The hook slide should create an open loop. The reader needs to swipe to find out which beliefs are wrong and why.
Slides 2-3: Myth Then Fact (Paired)
Each myth-fact pair should occupy its own slide or pair of slides. Present the myth first, then immediately follow with the corrected fact.
- Myth slide: State the misconception clearly. Do not soften it. The more confidently you present the myth, the more satisfying the correction feels.
- Fact slide: Provide the correction with a brief, concrete explanation. Avoid vague reassurances. Specificity builds trust.
Slides 4-7: Repeat the Pattern
Continue alternating myth and fact slides. Most high-performing carousels include 3-5 myth-fact pairs, which translates to 7-11 total slides including the hook and closing.
Final Slide: The CTA
Close with a call to action that reinforces your authority. Common approaches:
- Ask the audience which myth surprised them most (drives comments)
- Invite them to save the post for reference (drives saves)
- Point them to a related resource or service
Mapping Myth vs Fact to Copywriting Frameworks
The myth vs fact format is not just a standalone idea. It maps naturally onto established copywriting frameworks, which means you can layer persuasion techniques into the structure.

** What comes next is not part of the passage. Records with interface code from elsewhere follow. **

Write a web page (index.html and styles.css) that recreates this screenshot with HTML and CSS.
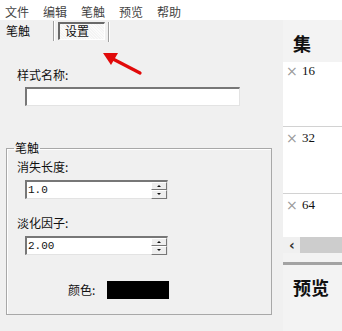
FILE: index.html
```html
<!DOCTYPE html>
<html lang="zh">
<head>
<meta charset="utf-8">
<link rel="stylesheet" href="styles.css">
</head>
<body>
<div class="app">
  <div class="menubar">
    <span>文件</span><span>编辑</span><span>笔触</span><span>预览</span><span>帮助</span>
  </div>
  <div class="main">
    <div class="left">
      <div class="tabs">
        <span class="tab-label">笔触</span>
        <span class="sep sep1"></span>
        <span class="tab-btn">设置</span>
        <span class="sep sep2"></span>
      </div>
      <div class="label l-name">样式名称:</div>
      <div class="textbox name-box"></div>
      <fieldset class="group">
        <legend>笔触</legend>
        <div class="label">消失长度:</div>
        <div class="textbox spin s1"><span class="val">1.0</span>
          <span class="spinbtns"><span class="sb up"></span><span class="sb down"></span></span>
        </div>
        <div class="label l-fade">淡化因子:</div>
        <div class="textbox spin s2"><span class="val">2.00</span>
          <span class="spinbtns"><span class="sb up"></span><span class="sb down"></span></span>
        </div>
        <div class="color-row">
          <span class="label">颜色:</span>
          <span class="swatch"></span>
        </div>
      </fieldset>
    </div>
    <div class="right">
      <div class="panel-title title-top">集</div>
      <div class="list">
        <div class="item i1"><span class="x">×</span><span class="num">16</span></div>
        <div class="item i2"><span class="x">×</span><span class="num">32</span></div>
        <div class="item i3"><span class="x">×</span><span class="num">64</span></div>
      </div>
      <div class="hscroll"><span class="arr">&lsaquo;</span><span class="thumb"></span></div>
      <div class="divider"></div>
      <div class="panel-title title-bottom">预览</div>
    </div>
  </div>
  <svg class="arrow" width="50" height="30" viewBox="0 0 50 30">
    <line x1="43" y1="24" x2="16" y2="10" stroke="#e10a0a" stroke-width="3.2" stroke-linecap="round"/>
    <polygon points="6,4 21,4 14,16" fill="#e10a0a"/>
  </svg>
</div>
</body>
</html>
```
FILE: styles.css
```css
* { box-sizing: border-box; }
html, body { margin: 0; padding: 0; }
body {
  width: 342px;
  height: 331px;
  overflow: hidden;
  font-family: "Noto Sans CJK SC", "DejaVu Sans", sans-serif;
  font-size: 12px;
  color: #111;
  background: #f0f0f0;
}
.app { position: relative; width: 342px; height: 331px; display: flex; flex-direction: column; }
.menubar {
  height: 20px;
  background: #fff;
  display: flex;
  align-items: center;
  gap: 14px;
  padding-left: 5px;
  color: #444;
  line-height: 14px;
  padding-top: 3px;
}
.main { flex: 1; display: flex; }
.left { width: 283px; background: #f0f0f0; display: flex; flex-direction: column; }
.tabs { height: 22px; display: flex; align-items: flex-start; position: relative; }
.tab-label { margin-left: 6px; margin-top: 4px; line-height: 14px; }
.sep { width: 2px; height: 20px; border-left: 1px solid #a0a0a0; border-right: 1px solid #fff; margin-top: 1px; }
.sep1 { margin-left: 23px; }
.tab-btn {
  margin-left: 3px;
  margin-top: 2px;
  width: 47px;
  height: 18px;
  border-top: 2px solid #6a6a6a;
  border-left: 2px solid #6a6a6a;
  border-right: 1px solid #fff;
  border-bottom: 1px solid #fff;
  background: repeating-linear-gradient(45deg, #f4f4f4 0 1px, #fbfbfb 1px 2px);
  line-height: 14px;
  padding-left: 5px;
}
.sep2 { margin-left: 3px; margin-top: 2px; }
.label { line-height: 14px; color: #111; }
.l-name { margin-top: 26px; margin-left: 17px; }
.textbox {
  background: #fff;
  border-top: 2px solid #777;
  border-left: 2px solid #777;
  border-right: 1px solid #e3e3e3;
  border-bottom: 1px solid #e3e3e3;
}
.name-box { margin-top: 5px; margin-left: 25px; width: 215px; height: 19px; }
.group {
  margin: 35px 0 0 6px;
  width: 266px;
  height: 174px;
  padding: 5px 0 0 10px;
  border: 1px solid #a8a8a8;
  box-shadow: inset 1px 1px 0 #fff;
  min-width: 0;
}
.group legend { padding: 0 1px; margin-left: -3px; line-height: 14px; }
.spin {
  margin-top: 6px;
  margin-left: 8px;
  width: 143px;
  height: 19px;
  display: flex;
  align-items: center;
  justify-content: space-between;
  position: relative;
}
.val { font-family: "Liberation Mono", monospace; font-size: 11px; padding-left: 1px; color: #111; }
.spinbtns { width: 16px; height: 17px; display: flex; flex-direction: column; margin-right: 0; }
.sb {
  flex: 1;
  background: #eee;
  border-top: 1px solid #fff;
  border-left: 1px solid #fff;
  border-right: 1px solid #777;
  border-bottom: 1px solid #777;
  display: flex;
  align-items: center;
  justify-content: center;
}
.sb::after { content: ""; width: 0; height: 0; border-left: 2px solid transparent; border-right: 2px solid transparent; }
.sb.up::after { border-bottom: 2px solid #111; }
.sb.down::after { border-top: 2px solid #111; }
.l-fade { margin-top: 17px; }
.color-row { margin-top: 26px; margin-left: 51px; display: flex; align-items: center; gap: 12px; }
.swatch { width: 62px; height: 18px; background: #000; }
.right { flex: 1; display: flex; flex-direction: column; background: #f3f3f3; }
.panel-title {
  font-size: 18px;
  font-weight: bold;
  line-height: 20px;
  padding-left: 10px;
  color: #111;
}
.title-top { height: 42px; padding-top: 13px; }
.list { height: 175px; background: #fff; display: flex; flex-direction: column; }
.item { display: flex; align-items: center; height: 14px; box-sizing: content-box; padding-top: 1px; border-bottom: 1px solid #d2d2d2; line-height: 14px; }
.i1 { padding-top: 2px; padding-bottom: 48px; }
.i2 { padding-top: 4px; padding-bottom: 48px; }
.i3 { padding-top: 4px; border-bottom: none; flex: 1; align-items: flex-start; }
.x { color: #9a9a9a; font-size: 14px; width: 19px; padding-left: 3px; font-family: "DejaVu Sans", sans-serif; line-height: 14px; }
.num { font-family: "Liberation Serif", serif; font-size: 13px; color: #111; }
.hscroll { height: 16px; display: flex; align-items: center; background: #f0f0f0; }
.arr { width: 17px; padding-left: 6px; font-family: "DejaVu Sans", sans-serif; font-size: 14px; font-weight: bold; line-height: 14px; color: #333; }
.thumb { flex: 1; height: 16px; background: #cdcdcd; }
.divider { margin-top: 9px; height: 3px; background: #a3a3a3; }
.title-bottom { margin-top: 12px; }
.arrow { position: absolute; left: 97px; top: 49px; }
```
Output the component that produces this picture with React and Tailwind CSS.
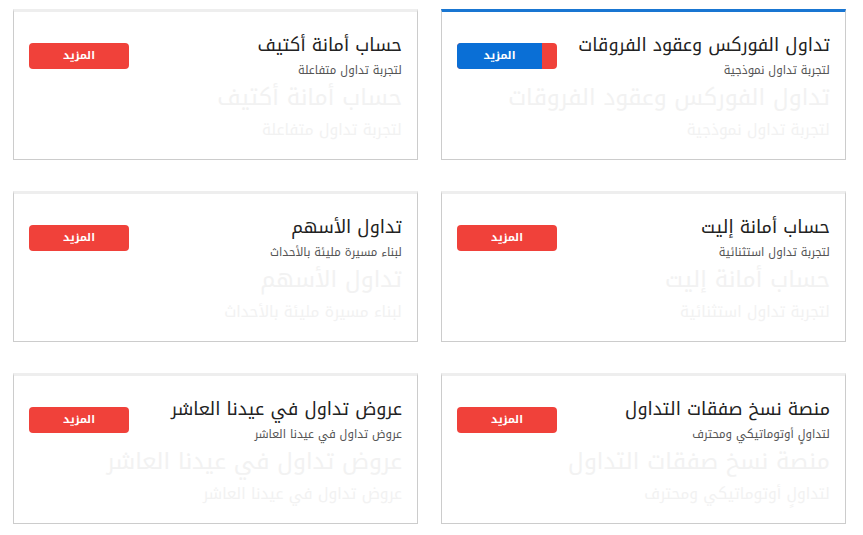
import React from "react";

const cards = [
  { t: "تداول الفوركس وعقود الفروقات", s: "لتجربة تداول نموذجية", active: true },
  { t: "حساب أمانة أكتيف", s: "لتجربة تداول متفاعلة" },
  { t: "حساب أمانة إليت", s: "لتجربة تداول استثنائية" },
  { t: "تداول الأسهم", s: "لبناء مسيرة مليئة بالأحداث" },
  { t: "منصة نسخ صفقات التداول", s: "لتداولٍ أوتوماتيكي ومحترف" },
  { t: "عروض تداول في عيدنا العاشر", s: "عروض تداول في عيدنا العاشر" },
];

function Card({ t, s, active }) {
  return (
    <div
      className={
        "h-[151px] overflow-hidden border border-[#cccccc] border-t-[3px] bg-white flex flex-row px-[15px] pt-[18px] " +
        (active ? "border-t-[#1976d2]" : "border-t-[#eeeeee]")
      }
    >
      <div className="flex-1 min-w-0 flex flex-col items-start whitespace-nowrap">
        <div className="text-[18px] leading-[30px] text-[#222222]">{t}</div>
        <div className="text-[11.5px] leading-[18px] text-[#555555] mt-[1px]">{s}</div>
        <div className="text-[23px] leading-[32px] text-[#f2f2f2] mt-[3px]">{t}</div>
        <div className="text-[15.5px] leading-[24px] text-[#f2f2f2] mt-[4px]">{s}</div>
      </div>
      <div className="pt-[13px] shrink-0 w-[100px]">
        {active ? (
          <div className="w-[100px] h-[26px] rounded-[4px] bg-[#f0413a] overflow-hidden flex flex-row-reverse">
            <div className="w-[85px] h-full bg-[#0a6fd6] flex items-center justify-center text-white text-[11px] font-bold">
              المزيد
            </div>
          </div>
        ) : (
          <div className="w-[100px] h-[26px] rounded-[4px] bg-[#f0413a] flex items-center justify-center text-white text-[11px] font-bold">
            المزيد
          </div>
        )}
      </div>
    </div>
  );
}

export default function App() {
  return (
    <div
      dir="rtl"
      className="w-[863px] h-[535px] bg-white pt-[9px] pr-[17px] pl-[13px]"
      style={{ fontFamily: '"Noto Kufi Arabic", "DejaVu Sans", sans-serif' }}
    >
      <div className="grid grid-cols-[405px_405px] gap-x-[23px] gap-y-[31px]">
        {cards.map((c, i) => (
          <Card key={i} {...c} />
        ))}
      </div>
    </div>
  );
}
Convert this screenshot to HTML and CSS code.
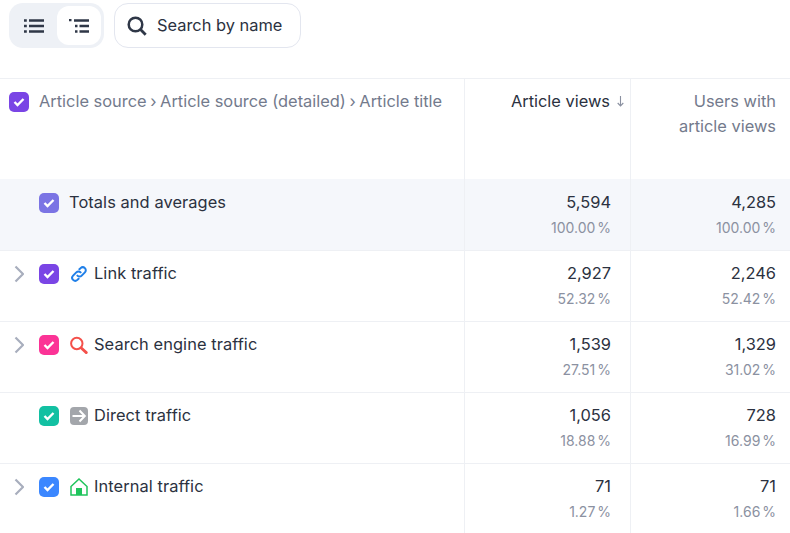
FILE: index.html
```html
<!DOCTYPE html>
<html lang="en">
<head>
  <meta charset="UTF-8" />
  <title>Article sources</title>
  <link rel="stylesheet" href="styles.css">
</head>
<body>
  <div class="toolbar">
    <div class="switch">
      <div class="switch-btn">
        <svg width="20" height="14" viewBox="0 0 20 14"><path d="M0 1.500h2.800M5 1.500h15M0 7h2.800M5 7h15M0 12.500h2.800M5 12.500h15" fill="none" stroke="#2f3747" stroke-width="2.500"/></svg>
      </div>
      <div class="switch-btn active">
        <svg width="20" height="14" viewBox="0 0 20 14"><path d="M0 1h2.500M5 1.500h15M6 7h2.500M10.500 7h9.500M6 12.500h2.500M10.500 12.500h9.500" fill="none" stroke="#2f3747" stroke-width="2.300"/></svg>
      </div>
    </div>
    <div class="search">
      <svg width="20" height="20" viewBox="0 0 20 20"><circle cx="8.500" cy="8.500" r="6.800" fill="none" stroke="#2f3747" stroke-width="2.500"/><path d="M13.300 13.300l5.400 5.400" stroke="#2f3747" stroke-width="2.800"/></svg>
      <span>Search by name</span>
    </div>
  </div>

  <div class="table">
    <!-- Header -->
    <div class="row head">
      <div class="cell name">
        <span class="check violet"><svg width="12" height="10" viewBox="0 0 12 10"><path d="M1.500 5l3 3 6-6" /></svg></span>
        <span class="head-title">Article source <span class="sep">›</span> Article source (detailed) <span class="sep">›</span> Article title</span>
      </div>
      <div class="cell col1 sorted">Article views<svg class="sort" width="7" height="11" viewBox="0 0 7 11"><path d="M3.500 0v10M.7 7l2.800 3 2.800-3"/></svg></div>
      <div class="cell col2 head-col">Users with<br>article views</div>
    </div>

    <!-- Totals -->
    <div class="row totals">
      <div class="cell name">
        <span class="arrow-slot"></span>
        <span class="check lilac"><svg width="12" height="10" viewBox="0 0 12 10"><path d="M1.500 5l3 3 6-6" /></svg></span>
        <span class="label totals-label">Totals and averages</span>
      </div>
      <div class="cell col1"><div class="num">5,594</div><div class="pct">100.00 %</div></div>
      <div class="cell col2"><div class="num">4,285</div><div class="pct">100.00 %</div></div>
    </div>

    <div class="row">
      <div class="cell name">
        <span class="arrow-slot"><svg width="12" height="18" viewBox="0 0 12 18"><path class="chevron" d="M3.500 1.500l7.500 7.500-7.500 7.500"/></svg></span>
        <span class="check purple"><svg width="12" height="10" viewBox="0 0 12 10"><path d="M1.500 5l3 3 6-6" /></svg></span>
        <svg class="src-icon" width="18" height="18" viewBox="0 0 18 18"><g fill="none" stroke="#1f7fe8" stroke-width="2" stroke-linecap="round"><path d="M7.400 10.600a3 3 0 0 0 4.300 0l3.200-3.200a3 3 0 0 0-4.300-4.300l-1.200 1.200"/><path d="M10.600 7.400a3 3 0 0 0-4.300 0l-3.200 3.200a3 3 0 0 0 4.300 4.300l1.200-1.200"/></g></svg>
        <span class="label">Link traffic</span>
      </div>
      <div class="cell col1"><div class="num">2,927</div><div class="pct">52.32 %</div></div>
      <div class="cell col2"><div class="num">2,246</div><div class="pct">52.42 %</div></div>
    </div>

    <div class="row">
      <div class="cell name">
        <span class="arrow-slot"><svg width="12" height="18" viewBox="0 0 12 18"><path class="chevron" d="M3.500 1.500l7.500 7.500-7.500 7.500"/></svg></span>
        <span class="check pink"><svg width="12" height="10" viewBox="0 0 12 10"><path d="M1.500 5l3 3 6-6" /></svg></span>
        <svg class="src-icon" width="18" height="18" viewBox="0 0 18 18"><circle cx="6.800" cy="7.500" r="5.700" fill="none" stroke="#f4504a" stroke-width="2"/><path d="M11.300 12l5 4.600" stroke="#f4504a" stroke-width="2.800" stroke-linecap="round"/></svg>
        <span class="label">Search engine traffic</span>
      </div>
      <div class="cell col1"><div class="num">1,539</div><div class="pct">27.51 %</div></div>
      <div class="cell col2"><div class="num">1,329</div><div class="pct">31.02 %</div></div>
    </div>

    <div class="row">
      <div class="cell name">
        <span class="arrow-slot"></span>
        <span class="check teal"><svg width="12" height="10" viewBox="0 0 12 10"><path d="M1.500 5l3 3 6-6" /></svg></span>
        <svg class="src-icon" width="18" height="18" viewBox="0 0 18 18"><rect width="18" height="18" rx="4" fill="#a3a6ab"/><path d="M2.500 9h12M9.500 3.500l5.300 5.500-5.300 5.500" fill="none" stroke="#fff" stroke-width="2"/></svg>
        <span class="label">Direct traffic</span>
      </div>
      <div class="cell col1"><div class="num">1,056</div><div class="pct">18.88 %</div></div>
      <div class="cell col2"><div class="num">728</div><div class="pct">16.99 %</div></div>
    </div>

    <div class="row">
      <div class="cell name">
        <span class="arrow-slot"><svg width="12" height="18" viewBox="0 0 12 18"><path class="chevron" d="M3.500 1.500l7.500 7.500-7.500 7.500"/></svg></span>
        <span class="check blue"><svg width="12" height="10" viewBox="0 0 12 10"><path d="M1.500 5l3 3 6-6" /></svg></span>
        <svg class="src-icon" width="18" height="18" viewBox="0 0 18 18"><path d="M1 8.500L9 1l8 7.500V17H1z" fill="none" stroke="#1fc45c" stroke-width="1.500"/><rect x="6" y="10" width="6" height="7" fill="#1fc45c"/></svg>
        <span class="label">Internal traffic</span>
      </div>
      <div class="cell col1"><div class="num">71</div><div class="pct">1.27 %</div></div>
      <div class="cell col2"><div class="num">71</div><div class="pct">1.66 %</div></div>
    </div>
  </div>
</body>
</html>
```

FILE: styles.css
```css
* {
  box-sizing: border-box;
  margin: 0;
  padding: 0;
}

html, body {
  height: 100%;
  overflow: hidden;
}

body {
  background: #fff;
  font-family: Inter, "Noto Sans", sans-serif;
  color: #2b3140;
}

.toolbar {
  display: flex;
  gap: 10px;
  height: 78px;
  padding: 3px 0 0 9px;
}

.switch {
  display: flex;
  width: 95px;
  height: 45px;
  padding: 3px;
  background: #eef1f6;
  border-radius: 14px;
}

.switch-btn {
  width: 45px;
  display: flex;
  align-items: center;
  justify-content: center;
  border-radius: 12px;
}

.switch-btn.active {
  background: #fff;
}

.search {
  display: flex;
  align-items: center;
  gap: 10px;
  width: 187px;
  height: 45px;
  padding: 0 0 2px 12px;
  border: 1px solid #e3e6ef;
  border-radius: 14px;
  font-size: 16.4px;
}

.search svg {
  margin-top: 2px;
}

.table {
  border-top: 1px solid #eef0f4;
}

.row {
  display: grid;
  grid-template-columns: 465px 166px 159px;
  height: 71px;
  border-bottom: 1px solid #eef0f4;
}

.row.head {
  height: 100px;
  border-bottom: none;
}

.row.totals {
  height: 72px;
  background: #f5f7fb;
}

.cell {
  padding-top: 10px;
  border-right: 1px solid #eef0f4;
  font-size: 16.4px;
  line-height: 25px;
  text-align: right;
}

.totals .cell {
  padding-top: 11px;
}

.col1 {
  padding-right: 19px;
}

.col2 {
  padding-right: 14px;
  border-right: none;
}

.name {
  display: flex;
  align-items: flex-start;
  padding-left: 12px;
  text-align: left;
}

.head .name {
  padding-left: 9px;
}

.arrow-slot {
  width: 27px;
  height: 25px;
  flex: none;
  padding-top: 4px;
}

.chevron {
  fill: none;
  stroke: #a8aebd;
  stroke-width: 2.2;
}

.check {
  display: flex;
  align-items: center;
  justify-content: center;
  flex: none;
  width: 20px;
  height: 20px;
  margin-top: 3px;
  border-radius: 5px;
}

.check path {
  fill: none;
  stroke: #fff;
  stroke-width: 2.4;
}

.violet, .purple { background: #7a45e5; }
.lilac { background: #7b74e4; }
.pink { background: #fb3396; }
.teal { background: #12c0a2; }
.blue { background: #3b87ff; }

.src-icon {
  flex: none;
  margin: 4px 6px 0 11px;
}

.label {
  white-space: nowrap;
  letter-spacing: 0.08px;
}

.totals-label {
  margin-left: 10px;
}

.head-title {
  margin-left: 10px;
  color: #737a8c;
  white-space: nowrap;
}

.sep {
  margin: 0 -1px;
}

.sorted {
  padding-right: 6px;
}

.sort {
  margin-left: 7px;
  fill: none;
  stroke: #8a90a0;
  stroke-width: 1.100;
}

.head-col {
  color: #737a8c;
}

.pct {
  font-size: 14px;
  color: #8b91a1;
  word-spacing: -2px;
}
```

AIDA (Attention, Interest, Desire, Action)
The hook slide grabs attention. The first myth-fact pair builds interest. Subsequent pairs deepen desire by showing the breadth of your expertise. The CTA slide drives action. This mapping works especially well for educational content where you want the reader to take a specific next step. For a deeper breakdown, see the full AIDA framework guide.
PAS (Problem, Agitation, Solution)
The myth itself is the problem. The explanation of why people believe it (and the consequences of that belief) is the agitation. The fact is the solution. This works particularly well when each myth has real-world consequences you can highlight. The PAS framework article covers this approach in detail.
Before-After-Bridge
The myth represents the “before” state of understanding. The fact is the “after.” Your expertise is the bridge. This mapping shines when myths have kept your audience stuck and you want to position a transformation. You can find more on this approach in the Before-After-Bridge guide.
Common Mistakes to Avoid
Weak myths. If the myth is something nobody actually believes, the format falls flat. Choose misconceptions that your audience genuinely holds or encounters regularly.
Vague facts. “Actually, it depends” is not a compelling correction. Be specific. Use numbers, timeframes, or concrete examples.
Too many pairs. Five myth-fact pairs is usually the maximum before attention fades. Three to four is the sweet spot for most niches.
Condescending tone. There is a fine line between educating and lecturing. Present corrections with generosity, not superiority. The goal is to make the reader feel smarter, not foolish for believing the myth.
Adapting the Format for Different Platforms
The myth vs fact structure works across platforms, but the execution should shift slightly.
Instagram: Visual contrast matters. Use bold color shifts between myth and fact slides. The Slate palette works well because the neutral tones keep the focus on the content while the contrast between slides creates visual rhythm. Aim for 7-10 total slides.
LinkedIn: The format translates well to document carousels. LinkedIn audiences respond to industry-specific myth-busting, particularly around hiring, leadership, and business strategy. Keep slides text-heavier since LinkedIn users expect more depth per slide.
TikTok Photo Mode: The swipeable photo carousel format on TikTok is ideal for myth vs fact. Keep each slide to one statement with large, readable typography. The shorter attention span on TikTok means 5-7 slides is the sweet spot.
Where Myth vs Fact Carousels Work Best
The format performs well across nearly every niche, but certain industries see outsized results:
- Health and wellness: Diet myths, exercise misconceptions, supplement claims
- Finance: Investment myths, tax misconceptions, budgeting beliefs
- Marketing: Algorithm myths, engagement misconceptions, growth hacking claims
- Education: Study myths, learning style misconceptions, productivity beliefs
- Real estate: Buying process myths, mortgage misconceptions, market timing beliefs
- Fitness: Training myths, nutrition misconceptions, recovery claims
Any field where conventional wisdom exists alongside expert knowledge is fertile ground for myth-busting content.
How Carousel Makes This Easier
Building a myth vs fact carousel from scratch means designing paired slides, maintaining visual consistency across the alternating pattern, and making sure each slide stands on its own while working as part of a sequence.
With Carousel, you select the myth vs fact framework, input your myths and corrections, and the app generates slides with the alternating structure already built in. The paired slide design handles the visual rhythm automatically, so each myth-fact swap feels clean and intentional without manual layout work.
Key Takeaways
- The myth vs fact format leverages curiosity, pattern interruption, and authority positioning simultaneously.
- Structure slides in clear myth-fact pairs with a strong hook and a closing CTA.
- Map the format onto AIDA, PAS, or BAB frameworks for additional persuasive depth.
- Choose myths your audience genuinely believes, and correct them with specificity, not vague reassurance.
- Three to four myth-fact pairs per carousel hits the engagement sweet spot.